**TASK DIRECTIONS:** Your task is to count the lines of the entries below that include the word "this" and to give only the resulting number.

**ITEMS:**
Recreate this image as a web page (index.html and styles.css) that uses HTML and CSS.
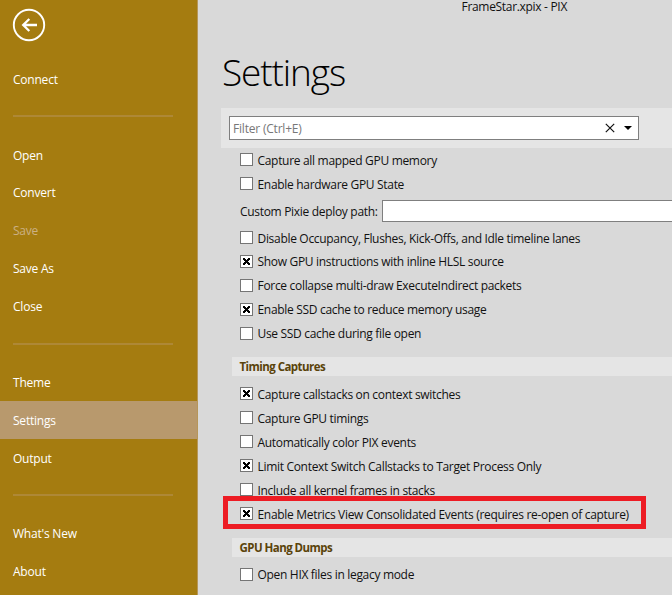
FILE: index.html
```html
<!DOCTYPE html>
<html lang="en">
<head>
<meta charset="utf-8">
<title>FrameStar.xpix - PIX</title>
<link rel="stylesheet" href="styles.css">
</head>
<body>
<div class="app">
  <nav class="sidebar">
    <div class="back">
      <svg width="34" height="34" viewBox="0 0 34 34" fill="none" stroke="#fff">
        <circle cx="17" cy="17" r="15.2" stroke-width="1.9"/>
        <path d="M25 17H11M17.3 11L11.2 17L17.3 23" stroke-width="2.3"/>
      </svg>
    </div>
    <a class="item">Connect</a>
    <div class="sep"></div>
    <a class="item">Open</a>
    <a class="item">Convert</a>
    <a class="item disabled">Save</a>
    <a class="item">Save As</a>
    <a class="item">Close</a>
    <div class="sep"></div>
    <a class="item">Theme</a>
    <a class="item active">Settings</a>
    <a class="item">Output</a>
    <div class="sep"></div>
    <a class="item">What's New</a>
    <a class="item">About</a>
  </nav>
  <main class="main">
    <div class="window-title">FrameStar.xpix - PIX</div>
    <h1 class="heading">Settings</h1>
    <div class="filter-band">
      <div class="filter">
        <span class="placeholder">Filter (Ctrl+E)</span>
        <svg class="clear" width="10" height="10" viewBox="0 0 10 10"><path d="M.8 .8L9.2 9.2M9.2 .8L.8 9.2" stroke="#111" stroke-width="1.2"/></svg>
        <svg class="arrow" width="8" height="4" viewBox="0 0 8 4"><path d="M0 0H8L4 4Z" fill="#000"/></svg>
      </div>
    </div>
    <div class="options">
      <div class="row"><i class="box"></i><span>Capture all mapped GPU memory</span></div>
      <div class="row"><i class="box"></i><span>Enable hardware GPU State</span></div>
      <div class="path-row"><span>Custom Pixie deploy path:</span><div class="path-input"></div></div>
      <div class="row"><i class="box"></i><span>Disable Occupancy, Flushes, Kick-Offs, and Idle timeline lanes</span></div>
      <div class="row up"><i class="box on"></i><span>Show GPU instructions with inline HLSL source</span></div>
      <div class="row up"><i class="box"></i><span>Force collapse multi-draw ExecuteIndirect packets</span></div>
      <div class="row up"><i class="box on"></i><span>Enable SSD cache to reduce memory usage</span></div>
      <div class="row up"><i class="box"></i><span>Use SSD cache during file open</span></div>
    </div>
    <h2 class="group">Timing Captures</h2>
    <div class="options timing">
      <div class="row"><i class="box on"></i><span>Capture callstacks on context switches</span></div>
      <div class="row"><i class="box"></i><span>Capture GPU timings</span></div>
      <div class="row"><i class="box"></i><span>Automatically color PIX events</span></div>
      <div class="row"><i class="box on"></i><span>Limit Context Switch Callstacks to Target Process Only</span></div>
      <div class="row"><i class="box"></i><span>Include all kernel frames in stacks</span></div>
      <div class="row marked"><i class="box on"></i><span>Enable Metrics View Consolidated Events (requires re-open of capture)</span></div>
    </div>
    <h2 class="group hang">GPU Hang Dumps</h2>
    <div class="options legacy">
      <div class="row up"><i class="box"></i><span>Open HIX files in legacy mode</span></div>
    </div>
  </main>
</div>
</body>
</html>
```
FILE: styles.css
```css
*, *::before, *::after { box-sizing: border-box; }
body {
  margin: 0;
  background: #d9d9d9;
  color: #111;
  font: 12px/16px "Open Sans", "Noto Sans", sans-serif;
  letter-spacing: -0.31px;
}
.app { display: flex; width: 672px; height: 595px; overflow: hidden; }
.sidebar {
  flex: none;
  width: 198px;
  background: #a57c10;
  border-right: 1px solid #b6965a;
  color: #fff;
  letter-spacing: -0.22px;
}
.back { height: 59.8px; padding: 8px 0 0 12px; }
.item { display: flex; align-items: center; height: 37.9px; padding: 2px 0 0 13px; }
.item.disabled { color: #cbb084; }
.item.active { background: #b8996d; }
.sep { height: 37.9px; padding: 17.5px 24px 0 13px; }
.sep::before { content: ""; display: block; height: 2px; background: #ae8836; }
.main { flex: 1; min-width: 0; white-space: nowrap; }
.window-title { height: 14px; line-height: 14px; padding-left: 263.5px; }
.heading {
  margin: 0;
  height: 94px;
  padding: 32px 0 0 24px;
  font-size: 37px;
  line-height: 52px;
  font-weight: 300;
  letter-spacing: -1.1px;
  color: #000;
}
.filter-band { height: 40px; margin-left: 23px; padding: 8px 0 0 8px; background: #e5e5e5; }
.filter {
  display: flex;
  align-items: center;
  width: 410px;
  height: 24px;
  padding: 0 6px 0 3px;
  background: #fff;
  border: 1px solid #7f7f7f;
}
.placeholder { flex: 1; padding-top: 1px; color: #777; letter-spacing: -0.2px; }
.arrow { margin-left: 9px; }
.options { padding: 0 0 0 42px; }
.row { display: flex; align-items: flex-start; height: 24px; gap: 4.5px; padding-top: 5px; }
.row.up span { margin-top: -1px; }
.box { flex: none; width: 13px; height: 13px; background: #fff; border: 1px solid #757575; }
.box.on {
  background:
    linear-gradient(45deg, transparent 39%, #000 39%, #000 61%, transparent 61%) 2px 2px / 7px 7px no-repeat,
    linear-gradient(-45deg, transparent 39%, #000 39%, #000 61%, transparent 61%) 2px 2px / 7px 7px no-repeat,
    #fff;
}
.path-row { display: flex; align-items: center; height: 30px; }
.path-row span { width: 142px; padding-top: 2px; }
.path-input { flex: 1; height: 22px; background: #fff; border: 1px solid #7f7f7f; border-right: 0; }
.group {
  height: 19px;
  margin: 11px 0 0 34px;
  padding-left: 7.5px;
  background: #e5e5e5;
  color: #5a430a;
  font-size: 11.5px;
  line-height: 20px;
  font-weight: 700;
  letter-spacing: -0.55px;
}
.timing { padding-top: 6px; }
.marked { position: relative; }
.marked::after {
  content: "";
  position: absolute;
  left: -17px;
  top: -6px;
  width: 423px;
  height: 33px;
  border: 5px solid #ed1c24;
}
.hang { margin-top: 12px; }
.legacy { padding-top: 6px; }
```
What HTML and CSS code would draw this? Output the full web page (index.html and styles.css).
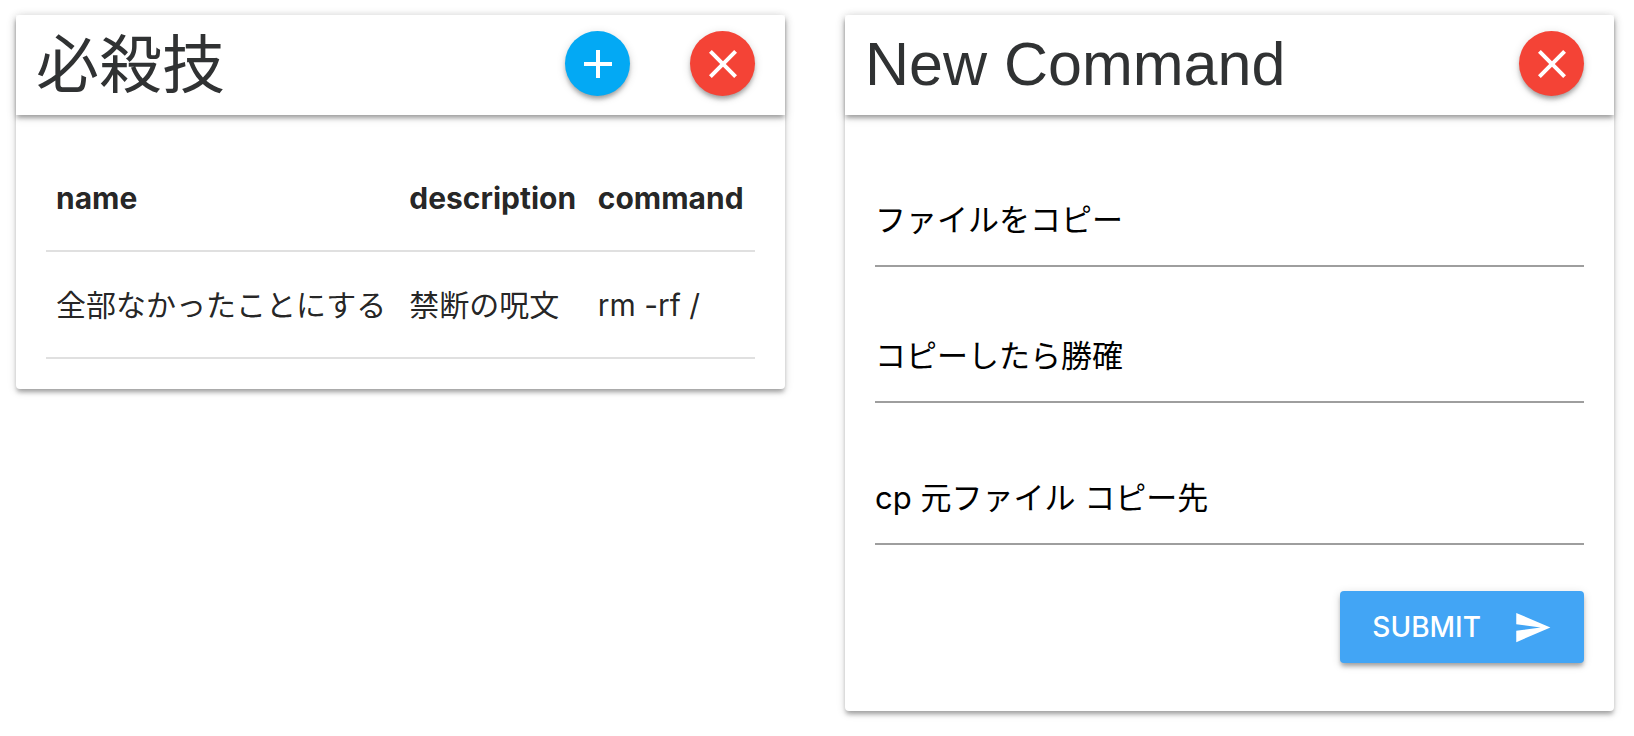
FILE: index.html
```html
<!DOCTYPE html>
<html lang="ja">
<head>
<meta charset="utf-8">
<meta name="viewport" content="width=device-width, initial-scale=1">
<title>必殺技</title>
<link rel="stylesheet" href="styles.css">
</head>
<body>
<main class="board">
  <section class="card">
    <header class="card-header">
      <h1 class="card-title">必殺技</h1>
      <div class="card-actions">
        <button type="button" class="fab fab-add" aria-label="Add">
          <svg class="fab-icon" viewBox="0 0 24 24" aria-hidden="true"><path d="M19 13h-6v6h-2v-6H5v-2h6V5h2v6h6v2z"/></svg>
        </button>
        <button type="button" class="fab fab-close" aria-label="Close">
          <svg class="fab-icon" viewBox="0 0 24 24" aria-hidden="true"><path d="M19 6.41L17.59 5 12 10.59 6.41 5 5 6.41 10.59 12 5 17.59 6.41 19 12 13.41 17.59 19 19 17.59 13.41 12z"/></svg>
        </button>
      </div>
    </header>
    <div class="card-content">
      <table class="commands">
        <thead>
          <tr><th scope="col">name</th><th scope="col">description</th><th scope="col">command</th></tr>
        </thead>
        <tbody>
          <tr><td>全部なかったことにする</td><td>禁断の呪文</td><td>rm -rf /</td></tr>
        </tbody>
      </table>
    </div>
  </section>

  <section class="card">
    <header class="card-header">
      <h2 class="card-title card-title-latin">New Command</h2>
      <div class="card-actions">
        <button type="button" class="fab fab-close" aria-label="Close">
          <svg class="fab-icon" viewBox="0 0 24 24" aria-hidden="true"><path d="M19 6.41L17.59 5 12 10.59 6.41 5 5 6.41 10.59 12 5 17.59 6.41 19 12 13.41 17.59 19 19 17.59 13.41 12z"/></svg>
        </button>
      </div>
    </header>
    <form class="card-content command-form">
      <input class="field" type="text" aria-label="name" value="ファイルをコピー">
      <input class="field" type="text" aria-label="description" value="コピーしたら勝確">
      <input class="field field-command" type="text" aria-label="command" value="cp 元ファイル コピー先">
      <button type="button" class="submit">SUBMIT
        <svg class="submit-icon" viewBox="0 0 24 24" aria-hidden="true"><path d="M2.01 21L23 12 2.01 3 2 10l15 2-15 2z"/></svg>
      </button>
    </form>
  </section>
</main>
</body>
</html>
```
FILE: styles.css
```css
:root {
  --shadow: 0 4px 4px rgba(0, 0, 0, .14), 0 2px 10px rgba(0, 0, 0, .14), 0 4px 4px -2px rgba(0, 0, 0, .2);
}

* {
  box-sizing: border-box;
}

body {
  margin: 0;
  background: #fff;
  color: rgba(0, 0, 0, .87);
  font-family: Inter, "Noto Sans CJK JP", sans-serif;
  font-size: 30px;
}

.board {
  display: grid;
  grid-template-columns: 1fr 1fr;
  align-items: start;
  gap: 60px;
  padding: 15px 20px 24px 16px;
}

.card {
  background: #fff;
  border-radius: 4px;
  box-shadow: var(--shadow);
}

.card-header {
  display: flex;
  align-items: flex-start;
  justify-content: space-between;
  height: 100px;
  padding: 0 30px 0 20px;
  box-shadow: var(--shadow);
}

.card-title {
  margin: 0;
  color: #303233;
  font-size: 63px;
  font-weight: 400;
  line-height: 98px;
  white-space: nowrap;
}

.card-title-latin {
  font-family: "Liberation Sans", "Noto Sans CJK JP", sans-serif;
  font-size: 61px;
}

.card-actions {
  display: flex;
  gap: 60px;
  padding-top: 16px;
}

.fab {
  display: grid;
  place-items: center;
  width: 65px;
  height: 65px;
  padding: 0;
  border: 0;
  border-radius: 50%;
  box-shadow: var(--shadow);
}

.fab-add {
  background: #03a9f4;
}

.fab-close {
  background: #f44336;
}

.fab-icon {
  width: 48px;
  height: 48px;
  fill: #fff;
}

.card-content {
  padding: 30px;
}

.commands {
  width: 100%;
  border-collapse: separate;
  border-spacing: 0;
  line-height: 36px;
  white-space: nowrap;
}

.commands th,
.commands td {
  height: 107px;
  padding: 0 10px;
  border-bottom: 2px solid #e0e0e0;
  text-align: left;
}

.commands th {
  font-weight: 700;
}

.command-form {
  display: flex;
  flex-direction: column;
  gap: 44px;
  padding: 60px 30px 48px;
}

.field {
  width: 100%;
  height: 92px;
  padding: 0 0 6px;
  border: 0;
  border-bottom: 2px solid #9e9e9e;
  outline: 0;
  background: transparent;
  color: #000;
  font-family: inherit;
  font-size: 31px;
}

.field-command {
  margin-top: 6px;
}

.submit {
  display: flex;
  align-items: center;
  align-self: flex-end;
  gap: 32px;
  height: 72px;
  margin-top: 2px;
  padding: 0 32px;
  border: 0;
  border-radius: 4px;
  background: #42a5f5;
  box-shadow: var(--shadow);
  color: #fff;
  font-family: inherit;
  font-size: 28px;
  font-weight: 500;
}

.submit-icon {
  width: 39px;
  height: 39px;
  fill: #fff;
}
```
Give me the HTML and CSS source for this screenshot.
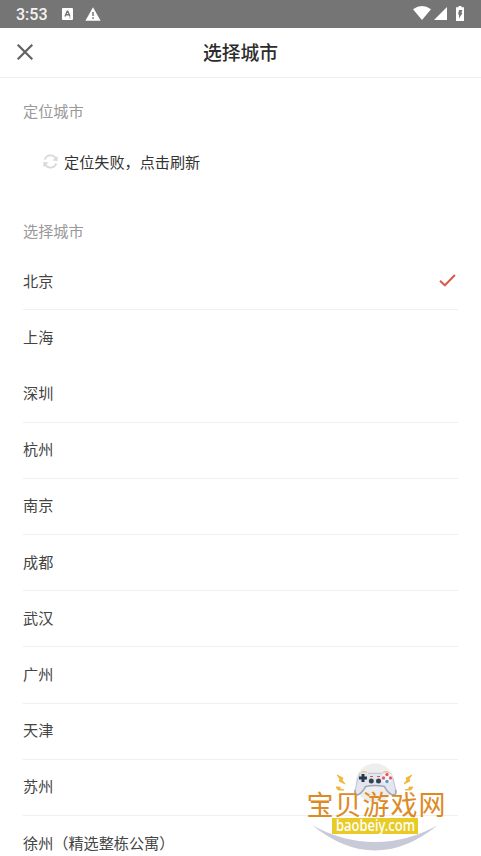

**ANSWER TO THE PROBLEM:** 3